Б.Е.: Но вы не опасаетесь, что вам скажут: выходит, от немецкой оккупации во Франции пострадали только евреи, а большинство французов, наоборот, зажило лучше?
Й.М.: Конечно, мне могут так сказать. Но такова истинная история создания фильма. Факты есть факты: огромное количество французов сотрудничало с немцами — кто-то по нужде, ведь нужно же зарабатывать деньги, но многие — по убеждению. На меня произвели шокирующее впечатление дневники Жана Кокто. Это не приспособленец, это подлинный честный художник. Так вот, в его дневниках есть стихи, полные обожанием Гитлера! Кокто был другом Арно Брекера, любимого скульптора и приближенного Гитлера. Французские ультраправые газеты насмехались над Кокто, обвиняли его в гомосексуализме, и он парадоксальным образом находил поддержку именно в Германии. Кокто считал Гитлера великим человеком и великим художником. И он был совсем не одинок. Одиозный писатель Луи-Фердинанд Селин вообще призывал Гитлера не либеральничать с евреями и куда-то их депортировать, а просто убивать на месте.
Возвращаясь к «Детям райка», напомню, что Карне, в конце концов, предстал перед судом за коллаборационизм, правда, он был оправдан по большинству пунктов обвинения и отделался незначительным наказанием.
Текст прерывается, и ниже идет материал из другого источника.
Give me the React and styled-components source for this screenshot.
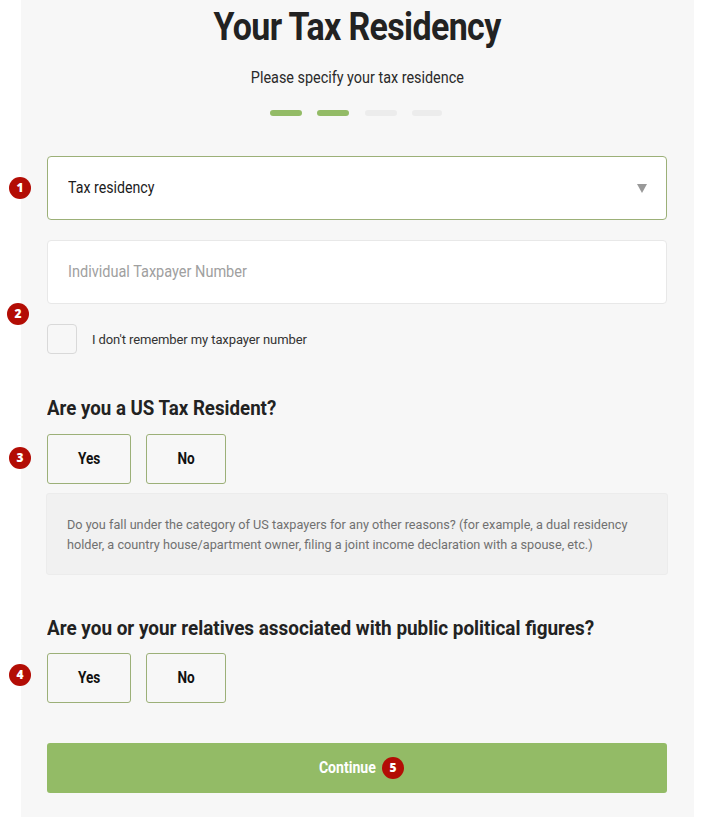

А звезда фильма, Арлетти, сыгравшая роль Гаранс, за свои связи с немцами провела за решеткой несколько месяцев. Кроме того, ей было запрещено работать в кино на протяжении трех лет.
Б.Е.: И это до сих пор является во Франции своего рода запретной темой?
Й.М.: Своей книгой я как будто наступил французам на больную мозоль. Один мой старинный приятель, актер La Comédie-Française, сказал, что я оскорбил его как француза и как художника. И многие другие высказались в том же духе или просто проигнорировали книгу. В еврейских же кругах книга вызвала положительный резонанс. Так или иначе, история продолжается, сейчас в ней нельзя поставить точку — и вряд ли ее вообще можно будет когда-то поставить.